WARREN - When LeShun Daniels moved from Dekalb, Ill., to Warren halfway through his high school career, he noticed a particular change when it came to the importance of the high school football team.
The city of Warren follows the Warren G. Harding Raiders with a passion he didn't see in the town 64 miles away from Chicago. The atmosphere at Mollenkopf Stadium was electric every night he played there in the 2011 and 2012 seasons.
"It's a huge difference, especially in football," Daniels said. "With the fanbase and the town and how it buzzes on Friday nights, it was just a totally different experience from what I was used to back in Chicago. It was an awesome experience for me."
Tribune Chronicle / R. Michael Semple
Kane Murray, 16, left, defends as Eric Royster, also 16, makes a move to try and beat the defense during a drill a the Mims-Manoa football camp on Monday at Mollenkopf Stadium. Murray and Royster both play for the Warren G. Harding football team.
Tribune Chronicle / R. Michael Semple
Cavin Stouffer, 11, looks down field during a passing drill Monday.
With this in mind, he needed little persuasion to come and speak to the kids participating in the 19th annual Nick Frankos Mims-Manoa Football Camp at Mollenkopf Stadium on Monday. The camp participants are students from fourth through 12th grades.
Although Daniels hadn't participated in the camp when he was younger because he wasn't in the area, the 2013 Harding graduate said he enjoys helping out the younger players in the camp, especially on the field he made a name for himself as a high school running back and helped him earn an athletic scholarship at the University of Iowa.
"It's real good for the kids to come out here and sort of get a taste of what we experienced on Friday nights," Daniels said. "Hopefully, it will help them stay along with it throughout the years, so they can come out here and help the kids and experience what I experienced on Friday nights here."
For camp co-founder Nick Frankos, Jr., getting players like Daniels to talk to the kids helps get across the message that the kids can be like Daniels when they grow up and put in the time and effort.
"That's what we try to tell the kids - 'If you kneel and listen to these speakers and listen to these coaches, they were in that spot 10 years ago,' " Frankos said. "Dreams do come true. It starts with hard work, and that's what we do here. We don't try to baby them."
Daniels also was a good fit for Frankos because of his work off the field as well.
Frankos said that in the past few years, he wanted to show that although talent and hard work on the field can lead to becoming successful, like former Raiders Mario Manningham, Daniel Herron and the late Korey Stringer, certain life decisions could derail any plans at playing beyond the high school level.
"Our motto is, 'Good choices, good decisions,' " Frankos said. "There's no reason to have a guy come in here with all this bling-bling on, driving up in a Mercedes-Benz and telling them how much money he makes.
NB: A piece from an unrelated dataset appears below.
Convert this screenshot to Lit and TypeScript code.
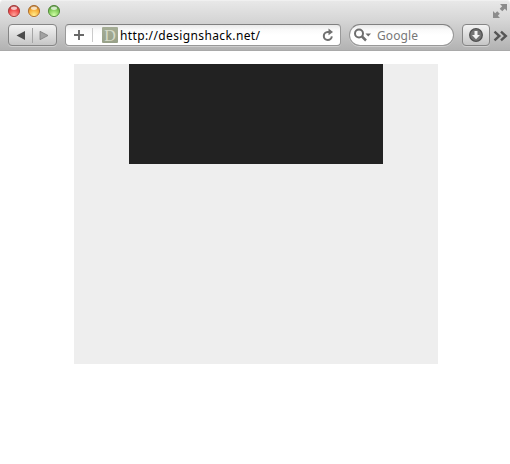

If they're not making good choices, good decisions and that there's temptation out there, they might end up in jail or in a bodybag. That's what we try to focus on."
The 5-foot-11 Daniels is a prime example of good choices, having been a member of the National Honor Society at the school. He will hope to replicate his success when he takes some sports management and math courses this summer in Iowa City, Iowa, before the start of the Hawkeyes' training camp on Aug. 3.
The tailback, who rushed for 1,614 yards and 15 touchdowns during his senior season, said he wanted to get across how important education can be - especially for athletes.
"Just working hard on the field and in the classroom and stuff because you can be the best football player in the world, but if you don't have the grades to stay eligible, you won't be able to play," Daniels said. "You can have success both on the field and off of it."